The black anodized version of the new Noctilux-M 50 f/1.2 ASPH. features an aluminum lens barrel and is accompanied by packaging inspired by the box of the original, further complemented by the same lens container provided with the original Noctilux 50 f/1.2. This black anodized version is now available through Leica Stores, Boutiques and Dealers and priced at $7,695.00. The special edition silver chrome variant, exclusive to Leica Stores only, is limited to 100 units worldwide and offered at a price of $16,395.00. This special edition model features a brass lens barrel, a front-ring engraving that reads LEITZ WETZLAR (distinguished from the contemporary LEICA engraving), and along with the clear lens container is packaged in a vintage-inspired box that even further recreates the 1966 original.
The Noctilux-M 50 f/1.2 ASPH. is the third lens to be added to the Leica Classics Range, following the previous reissues of the Summaron-M 28 f/5.6 of 1955, and the Thambar-M 90 f/2.2 of 1935.
The original Noctilux f/1.2 is not a lens I’ve seen a lot of modern reviews of — either on YouTube or written up articles.
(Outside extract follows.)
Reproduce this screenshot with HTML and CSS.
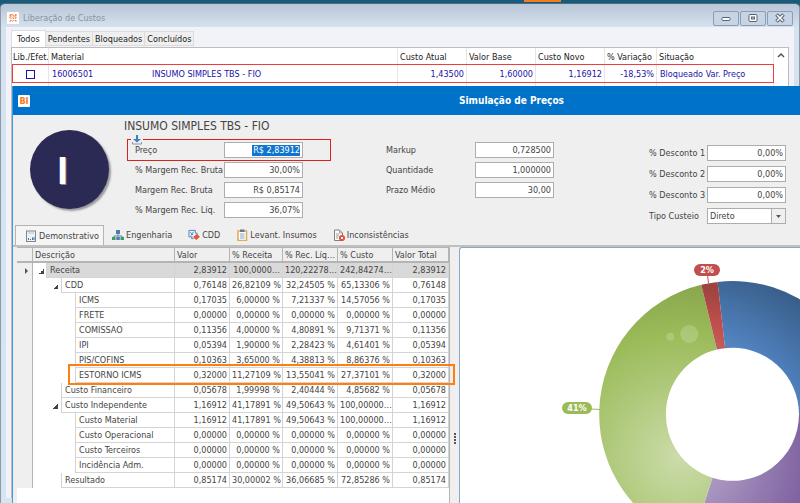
FILE: index.html
```html
<!DOCTYPE html>
<html lang="pt-BR">
<head>
<meta charset="utf-8">
<title>Liberação de Custos</title>
<link rel="stylesheet" href="styles.css">
</head>
<body>
<div class="desktop">
  <div class="app-strip"><span class="app-strip-mark"></span></div>

  <section class="window">
    <header class="window-title">
      <svg class="window-logo" viewBox="0 0 12 12" aria-hidden="true">
        <rect width="12" height="12" rx="1" fill="#fff"/>
        <path d="M2.500 2.500l2 2M5 2l2 2.500M8 2.500l1.500 1M2.500 5.500l2 1M5.500 5l1.500 2M9.500 5l-1.500 1.500M2.500 9.500l2-1.500M5.500 9.500l1-1.500M8 8l1.500 1.500M4.500 2.500l-2 2M9.500 2.500l-2 2" stroke="#f08a52" stroke-width="1.200" fill="none"/>
      </svg>
      <h1>Liberação de Custos</h1>
      <div class="window-buttons">
        <button type="button" aria-label="Minimizar"><svg viewBox="0 0 12 10"><rect x="2" y="4.500" width="8" height="3" rx="1" fill="#fff" stroke="#596375"/></svg></button>
        <button type="button" aria-label="Maximizar"><svg viewBox="0 0 12 10"><rect x="2" y="1.500" width="8" height="7" rx="1" fill="#fff" stroke="#596375"/><rect x="4.500" y="4" width="3" height="2" fill="#c5d2e0" stroke="#596375"/></svg></button>
        <button type="button" aria-label="Fechar"><svg viewBox="0 0 12 10"><path d="M2.500 1.500l7 7M9.500 1.500l-7 7" stroke="#596375" stroke-width="3.600"/><path d="M3 2l6 6M9 2l-6 6" stroke="#fff" stroke-width="1.600"/></svg></button>
      </div>
    </header>

    <div class="window-body">
      <nav class="filter-tabs">
        <button type="button" class="active">Todos</button>
        <button type="button">Pendentes</button>
        <button type="button">Bloqueados</button>
        <button type="button">Concluídos</button>
      </nav>
      <div class="cost-panel">
        <div class="cost-list">
          <table class="cost-table">
            <colgroup><col class="c-check"><col><col class="c-cost"><col class="c-cost"><col class="c-cost"><col class="c-var"><col class="c-status"></colgroup>
            <thead>
              <tr><th class="tight">Lib./Efet.</th><th>Material</th><th>Custo Atual</th><th>Valor Base</th><th>Custo Novo</th><th>% Variação</th><th>Situação</th></tr>
            </thead>
            <tbody>
              <tr>
                <td class="check"><input type="checkbox" aria-label="Liberar 16006501"></td>
                <td><span class="code">16006501</span>INSUMO SIMPLES TBS - FIO</td>
                <td class="num">1,43500</td><td class="num">1,60000</td><td class="num">1,16912</td><td class="num">-18,53%</td><td>Bloqueado Var. Preço</td>
              </tr>
              <tr class="blank"><td></td><td></td><td></td><td></td><td></td><td></td><td></td></tr>
            </tbody>
          </table>
          <span class="mark mark-row"></span>
        </div>
        <div class="scroll-column"><svg viewBox="0 0 8 6"><path d="M1 5l3-3 3 3" fill="none" stroke="#555" stroke-width="1.500"/></svg></div>
      </div>
    </div>
  </section>

  <section class="dialog">
    <header class="dialog-title">
      <span class="bi-logo">BI</span>
      <h2>Simulação de Preços</h2>
    </header>

    <div class="summary">
      <div class="avatar">I</div>
      <div class="product">
        <h3>INSUMO SIMPLES TBS - FIO</h3>
        <div class="fields">
          <label for="preco">Preço</label><input id="preco" class="selected" value="R$ 2,83912">
          <label for="mrb">% Margem Rec. Bruta</label><input id="mrb" value="30,00%">
          <label for="mb">Margem Rec. Bruta</label><input id="mb" value="R$ 0,85174">
          <label for="mrl">% Margem Rec. Líq.</label><input id="mrl" value="36,07%">
          <span class="mark mark-price"></span>
          <svg class="down-arrow" viewBox="0 0 12 10" aria-hidden="true"><rect width="12" height="10" fill="#efefef"/><path d="M5 0h2v4h3L6 7.500 2 4h3z" fill="#3f7fbd"/><path d="M1.500 7v2h9V7" fill="none" stroke="#8796a8"/></svg>
        </div>
      </div>
      <div class="fields fields-mid">
        <label for="mk">Markup</label><input id="mk" value="0,728500">
        <label for="qt">Quantidade</label><input id="qt" value="1,000000">
        <label for="pm">Prazo Médio</label><input id="pm" value="30,00">
      </div>
      <div class="fields fields-right">
        <label for="d1">% Desconto 1</label><input id="d1" value="0,00%">
        <label for="d2">% Desconto 2</label><input id="d2" value="0,00%">
        <label for="d3">% Desconto 3</label><input id="d3" value="0,00%">
        <label for="tc">Tipo Custeio</label>
        <span class="select-box"><select id="tc"><option>Direto</option></select><svg class="caret" viewBox="0 0 14 14" aria-hidden="true"><rect width="14" height="14" fill="#efefef"/><path d="M.5 0v14" stroke="#adadad"/><path d="M5 6h5L7.500 9z" fill="#555"/></svg></span>
      </div>
    </div>

    <nav class="view-tabs">
      <button type="button" class="active"><svg viewBox="0 0 12 12"><rect x="1.500" y="1" width="9" height="10.500" fill="#eef1f5" stroke="#7d8590"/><path d="M3 3h6" stroke="#b9c0ca"/><path d="M3.500 10V8M5.500 10V9M7.500 10V7.500M9 10V7" stroke="#3d6ea8"/></svg>Demonstrativo</button>
      <button type="button"><svg viewBox="0 0 12 12"><rect x="4" y="1" width="4" height="4" fill="#4a7db5"/><path d="M6 5v2M2 9V7h8v2" fill="none" stroke="#6d7f8f"/><rect x="0" y="8" width="3.500" height="3" fill="#3f9a6a"/><rect x="4.300" y="8" width="3.500" height="3" fill="#4a7db5"/><rect x="8.500" y="8" width="3.500" height="3" fill="#3f9a6a"/></svg>Engenharia</button>
      <button type="button"><svg viewBox="0 0 13 12"><path d="M1 1h7v3h2v3M1 1v7h4" fill="#e3eef8" stroke="#4f86bd"/><path d="M2.500 3l3 3M6 2.500l-3 4M4 8v2h2" fill="none" stroke="#4f86bd"/><path d="M9.500 5L13 8 9 11.500 5.500 8.500z" fill="#e0573a"/></svg>CDD</button>
      <button type="button"><svg viewBox="0 0 12 12"><rect x="2" y="2" width="8.500" height="9.500" fill="#fff" stroke="#e3ac4c" stroke-width="1.500"/><rect x="4" y="0.500" width="4.500" height="2.500" fill="#6d7783"/><path d="M4 5h4.500M4 7h4.500M4 9h4.500" stroke="#7fa5d0"/></svg>Levant. Insumos</button>
      <button type="button"><svg viewBox="0 0 12 12"><path d="M1.500 1h5l3 3v7.500h-8z" fill="#fafafa" stroke="#808080"/><path d="M6.500 1v3h3M3 5h3M3 7h3M3 9h2" fill="none" stroke="#a0a0a0"/><circle cx="9" cy="9" r="3" fill="#dd4b30"/><path d="M7.800 7.800l2.400 2.400M10.200 7.800l-2.400 2.400" stroke="#fff"/></svg>Inconsistências</button>
    </nav>

    <div class="content">
      <div class="tree-panel">
        <table class="tree">
          <colgroup><col class="t-ind"><col class="t-desc"><col class="t-a"><col class="t-b"><col class="t-a"><col class="t-a"><col class="t-c"></colgroup>
          <thead><tr><th></th><th>Descrição</th><th>Valor</th><th>% Receita</th><th>% Rec. Líq…</th><th>% Custo</th><th>Valor Total</th></tr></thead>
          <tbody>
            <tr class="current"><td><svg class="pointer" viewBox="0 0 4 6"><path d="M0 0l3 3-3 3z" fill="#555"/></svg></td><td class="l0 open"><span>Receita</span></td><td>2,83912</td><td>100,0000…</td><td>120,22278…</td><td>242,84274…</td><td>2,83912</td></tr>
            <tr><td></td><td class="l1 open"><span>CDD</span></td><td>0,76148</td><td>26,82109 %</td><td>32,24505 %</td><td>65,13306 %</td><td>0,76148</td></tr>
            <tr><td></td><td class="l2"><span>ICMS</span></td><td>0,17035</td><td>6,00000 %</td><td>7,21337 %</td><td>14,57056 %</td><td>0,17035</td></tr>
            <tr><td></td><td class="l2"><span>FRETE</span></td><td>0,00000</td><td>0,00000 %</td><td>0,00000 %</td><td>0,00000 %</td><td>0,00000</td></tr>
            <tr><td></td><td class="l2"><span>COMISSAO</span></td><td>0,11356</td><td>4,00000 %</td><td>4,80891 %</td><td>9,71371 %</td><td>0,11356</td></tr>
            <tr><td></td><td class="l2"><span>IPI</span></td><td>0,05394</td><td>1,90000 %</td><td>2,28423 %</td><td>4,61401 %</td><td>0,05394</td></tr>
            <tr><td></td><td class="l2"><span>PIS/COFINS</span></td><td>0,10363</td><td>3,65000 %</td><td>4,38813 %</td><td>8,86376 %</td><td>0,10363</td></tr>
            <tr><td></td><td class="l2"><span>ESTORNO ICMS</span></td><td>0,32000</td><td>11,27109 %</td><td>13,55041 %</td><td>27,37101 %</td><td>0,32000</td></tr>
            <tr><td></td><td class="l1"><span>Custo Financeiro</span></td><td>0,05678</td><td>1,99998 %</td><td>2,40444 %</td><td>4,85682 %</td><td>0,05678</td></tr>
            <tr><td></td><td class="l1 open"><span>Custo Independente</span></td><td>1,16912</td><td>41,17891 %</td><td>49,50643 %</td><td>100,00000…</td><td>1,16912</td></tr>
            <tr><td></td><td class="l2"><span>Custo Material</span></td><td>1,16912</td><td>41,17891 %</td><td>49,50643 %</td><td>100,00000…</td><td>1,16912</td></tr>
            <tr><td></td><td class="l2"><span>Custo Operacional</span></td><td>0,00000</td><td>0,00000 %</td><td>0,00000 %</td><td>0,00000 %</td><td>0,00000</td></tr>
            <tr><td></td><td class="l2"><span>Custo Terceiros</span></td><td>0,00000</td><td>0,00000 %</td><td>0,00000 %</td><td>0,00000 %</td><td>0,00000</td></tr>
            <tr><td></td><td class="l2"><span>Incidência Adm.</span></td><td>0,00000</td><td>0,00000 %</td><td>0,00000 %</td><td>0,00000 %</td><td>0,00000</td></tr>
            <tr><td></td><td class="l1"><span>Resultado</span></td><td>0,85174</td><td>30,00002 %</td><td>36,06685 %</td><td>72,85286 %</td><td>0,85174</td></tr>
          </tbody>
        </table>
        <span class="mark mark-icms"></span>
      </div>
      <div class="splitter"><i></i><i></i><i></i><i></i></div>
      <div class="chart-panel">
        <svg class="chart" viewBox="0 0 420 310" role="img" aria-label="Composição do preço">
          <defs>
            <radialGradient id="g" gradientUnits="userSpaceOnUse" cx="220" cy="209" r="200"><stop offset="0" stop-color="#cbdcaa"/><stop offset=".62" stop-color="#9bbb59"/><stop offset="1" stop-color="#7f9a48"/></radialGradient>
            <radialGradient id="b" gradientUnits="userSpaceOnUse" cx="220" cy="209" r="200"><stop offset="0" stop-color="#a5c0de"/><stop offset=".65" stop-color="#4f81bd"/><stop offset="1" stop-color="#385c87"/></radialGradient>
            <radialGradient id="r" gradientUnits="userSpaceOnUse" cx="220" cy="209" r="200"><stop offset="0" stop-color="#dfa6a4"/><stop offset=".68" stop-color="#c0504d"/><stop offset=".86" stop-color="#9f4340"/></radialGradient>
            <radialGradient id="p" gradientUnits="userSpaceOnUse" cx="220" cy="209" r="200"><stop offset="0" stop-color="#bfb1d0"/><stop offset=".62" stop-color="#8064a2"/><stop offset="1" stop-color="#644e80"/></radialGradient>
          </defs>
          <path fill="url(#b)" d="M257.600 33.900A133.200 133.200 0 0 1 405.700 166.300L339 166.300A66.500 66.500 0 0 0 265.100 100.200z"/>
          <path fill="url(#p)" d="M405.700 166.300A133.200 133.200 0 0 1 232.200 293.300L252.400 229.700A66.500 66.500 0 0 0 339 166.300z"/>
          <path fill="url(#g)" d="M232.200 293.300A133.200 133.200 0 0 1 241.300 36.800L256.900 101.600A66.500 66.500 0 0 0 252.400 229.700z"/>
          <path fill="url(#r)" d="M241.300 36.800A133.200 133.200 0 0 1 257.600 33.900L265.100 100.200A66.500 66.500 0 0 0 256.900 101.600z"/>
          <circle cx="229.300" cy="86" r="9" fill="#fff" opacity=".18"/>
          <circle cx="210.300" cy="88.700" r="4" fill="#fff" opacity=".18"/>
          <path d="M247.500 27l1 8" stroke="#c0504d"/>
          <path d="M131 161l9 .5" stroke="#9bbb59"/>
          <rect x="234" y="16" width="26" height="12" rx="6" fill="#c0504d"/>
          <rect x="102" y="154" width="30" height="12" rx="6" fill="#9bbb59"/>
          <text x="247" y="25">2%</text>
          <text x="117" y="163">41%</text>
        </svg>
      </div>
    </div>
  </section>
</div>
</body>
</html>
```
FILE: styles.css
```css
* { box-sizing: border-box; }

body {
  margin: 0;
  font: 9px/12px "DejaVu Sans Condensed", "Noto Sans", sans-serif;
  color: #444;
}

h1, h2, h3 { margin: 0; font-weight: normal; }

button, input, select { font: inherit; color: inherit; margin: 0; padding: 0; }

table { border-collapse: separate; border-spacing: 0; table-layout: fixed; width: 100%; }

th, td { padding: 0; font-weight: normal; text-align: left; white-space: nowrap; overflow: hidden; }

.desktop {
  position: relative;
  display: flex;
  flex-direction: column;
  height: 100vh;
  overflow: hidden;
  background: #185a7c;
}

.app-strip { height: 3px; padding-left: 524px; }
.app-strip-mark { display: block; width: 37px; height: 2px; background: #f47b20; }

/* Main window */
.window {
  flex: 1;
  display: flex;
  flex-direction: column;
  padding: 0 5px 5px;
  border: 1px solid #8c9aa8;
  border-top-color: #4e6c80;
  border-width: 1px 1px 0;
  border-radius: 5px 5px 0 0;
  background: linear-gradient(#b8c6d5, #d5e3f1 24px, #d7e5f3);
}

.window-title { display: flex; align-items: center; height: 23px; padding: 5px 1px 0; gap: 4px; }
.window-title h1 { flex: 1; font-size: 9px; color: #8b929c; }
.window-logo { width: 12px; height: 12px; }
.window-buttons { display: flex; gap: 1px; }
.window-buttons button {
  display: flex;
  align-items: center;
  justify-content: center;
  width: 26px;
  height: 15px;
  border: 1px solid #8d9db3;
  border-radius: 2px;
  background: #c6d4e3;
}
.window-buttons svg { width: 12px; height: 10px; }

.window-body { flex: 1; display: flex; flex-direction: column; padding: 3px 5px 0; background: #f2f2f9; }

.filter-tabs { display: flex; align-items: flex-end; height: 17px; }
.filter-tabs button {
  height: 15px;
  padding: 0 2px;
  border: 1px solid #dcdcdc;
  border-left: 0;
  background: #efefef;
  color: #222;
  margin-bottom: 1px;
}
.filter-tabs .active { height: 17px; padding: 0 5px; margin: 0; border: 1px solid #dcdcdc; border-bottom: 0; background: #fff; }

.cost-panel { flex: 1; display: flex; border: 1px solid #bdbdbd; background: #fff; }
.cost-list { position: relative; flex: 1; }
.scroll-column { width: 14px; padding: 4px 3px; }
.scroll-column svg { display: block; width: 8px; height: 6px; }
.cost-table th, .cost-table td { border-right: 1px solid #e6e6e6; padding: 0 3px; }
.cost-table th { height: 17px; padding: 0 2px; color: #222; }
.cost-table td { height: 18px; color: #1b12a8; }
.cost-table th.tight { padding: 0 1px; }
.cost-table .blank td { height: 12px; }
.cost-table .num { text-align: right; padding: 0 2px; }
.cost-table .check { text-align: center; padding: 0; }
.code { display: inline-block; width: 100px; }
.c-check { width: 37px; }
.c-cost { width: 69px; }
.c-var { width: 52px; }
.c-status { width: 117px; }

input[type="checkbox"] {
  appearance: none;
  display: block;
  width: 9px;
  height: 9px;
  margin: 0 auto;
  border: 1px solid #1b12a8;
  background: #fff;
}

/* Outlines drawn over rows to call attention to them */
.mark { position: absolute; pointer-events: none; }
.mark-row { top: 16px; left: 0; right: 0; height: 19px; border: 1px solid #f03c3c; }
.mark-price { top: -3px; left: -8px; right: -28px; height: 22px; border: 1px solid #e02020; }
.mark-icms { top: 117px; left: 51px; right: -6px; height: 21px; border: 2px solid #ff7f0e; }

/* Simulation dialog */
.dialog {
  position: absolute;
  top: 86px;
  right: 0;
  bottom: 0;
  left: 12px;
  display: flex;
  flex-direction: column;
  border-left: 1px solid #3f9be0;
  background: #efefef;
}

.dialog-title { display: flex; align-items: center; height: 29px; padding: 0 5px; background: #0072c9; color: #fff; }
.dialog-title h2 { flex: 1; padding-left: 198px; text-align: center; font-size: 10px; font-weight: bold; }
.bi-logo {
  width: 12px;
  height: 12px;
  border-radius: 1px;
  background: #fff;
  color: #f47b20;
  font-weight: bold;
  text-align: center;
}

.summary { display: flex; align-items: flex-start; height: 110px; padding: 3px 14px 0 17px; }

.avatar {
  width: 79px;
  height: 79px;
  margin: 12px 15px 0 0;
  padding-right: 14px;
  border-radius: 50%;
  background: #2b2a55;
  box-shadow: 2px 2px 2px #999;
  color: #fff;
  font: bold 38px/82px "Liberation Sans", sans-serif;
  text-align: center;
  text-shadow: 1px 1px 0 #888;
}

.product { width: 179px; margin-right: 83px; }
.product h3 { height: 24px; font-size: 12px; line-height: 16px; white-space: nowrap; }
.product .fields { margin-left: 11px; }

.fields {
  position: relative;
  display: grid;
  grid-template-columns: 89px 79px;
  grid-auto-rows: 16px;
  row-gap: 4px;
  align-items: center;
  white-space: nowrap;
}
.fields-mid { margin-top: 24px; }
.fields-right { grid-template-columns: 58px 79px; row-gap: 5px; margin: 27px 0 0 auto; }

.fields input, .fields select {
  width: 100%;
  height: 16px;
  padding: 0 2px;
  border: 1px solid #adadad;
  border-radius: 0;
  background: #fff;
  text-align: right;
}
.fields input.selected {
  color: #fff;
  background: linear-gradient(#0f75d0, #0f75d0) right 2px center / 48px 11px no-repeat #fff;
}
.select-box { position: relative; display: block; }
.fields select { appearance: none; display: block; text-align: left; }
.caret { position: absolute; top: 1px; right: 1px; width: 14px; height: 14px; pointer-events: none; }
.down-arrow { position: absolute; top: -7px; left: -4px; width: 12px; height: 10px; }

.view-tabs { display: flex; height: 22px; padding-left: 2px; border-bottom: 2px solid #c0c0c0; }
.view-tabs button {
  display: flex;
  align-items: center;
  gap: 2px;
  height: 20px;
  padding: 0 8px;
  border: 0;
  background: none;
}
.view-tabs .active { padding: 0 4px 0 9px; border: 1px solid #b4b4b4; border-bottom: 0; background: #f5f5f5; }
.view-tabs svg { width: 12px; height: 12px; }

.content { flex: 1; display: flex; min-height: 0; padding-left: 4px; }

.tree-panel { position: relative; width: 433px; background: #fff; border-right: 1px solid #b4b4b4; }
.tree th { height: 16px; padding: 0 2px; background: #efefef; border: 1px solid #b4b4b4; border-left: 0; border-bottom-width: 2px; }
.tree td { height: 15px; padding: 0 2px; line-height: 14px; text-align: right; border-right: 1px solid #d4d4d4; border-bottom: 1px solid #d4d4d4; }
.tree td:first-child { background: #efefef; border-bottom: 0; border-right-color: #b4b4b4; }
.tree td:nth-child(2) { position: relative; padding: 0; text-align: left; border-bottom: 0; }
.tree td span { display: block; padding-left: 3px; border-left: 1px solid #d4d4d4; border-bottom: 1px solid #d4d4d4; }
.tree .current td { background: #d9d9d9; }
.tree .current td:first-child { background: #efefef; }
.tree .current td:nth-child(2) { background: #fff; }
.tree .current span { background: #d9d9d9; }
.pointer { display: block; width: 4px; height: 6px; margin-left: 6px; }
.l0 span { margin-left: 13px; }
.l1 span { margin-left: 28px; }
.l2 span { margin-left: 42px; }
.open::before {
  content: "";
  position: absolute;
  top: 6px;
  left: 6px;
  width: 5px;
  height: 5px;
  background: linear-gradient(to bottom right, transparent 50%, #444 0);
}
.l1.open::before { left: 20px; }
.t-ind { width: 16px; }
.t-desc { width: 142px; }
.t-a { width: 55px; }
.t-b { width: 53px; }

.splitter { display: flex; flex-direction: column; align-items: center; justify-content: center; gap: 1px; width: 9px; padding-top: 126px; }
.splitter i { width: 2px; height: 2px; background: #555; }

.chart-panel { flex: 1; overflow: hidden; border: 1px solid #8aa7cf; border-width: 1px 0 0 1px; border-radius: 3px 0 0 0; background: #fff; }
.chart { display: block; width: 420px; height: 310px; }
.chart text { fill: #fff; font-weight: bold; text-anchor: middle; }
```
If the optical character and charm of the original has been preserved when wide open, I am curious how this lens departs from the older one when stopped down, in order to achieve the performance Leica is claiming it delivers on today’s digital sensors (coatings, modern assembly tolerances?).
Also, for anyone who’s worked with both, I am curious how the character of the lens differs from the Summilux-M ASPH (which I own and love). From these samples, it appears that the out of focus areas take on somewhat of a chaotic energy, rather than the creamy, smoothness of the Summilux.
Would love to hear more about this and the original as samples become available for testing!
The photos in the sample gallery look very good. It does not look technically or unbelievably modern. I feel very good about that lens.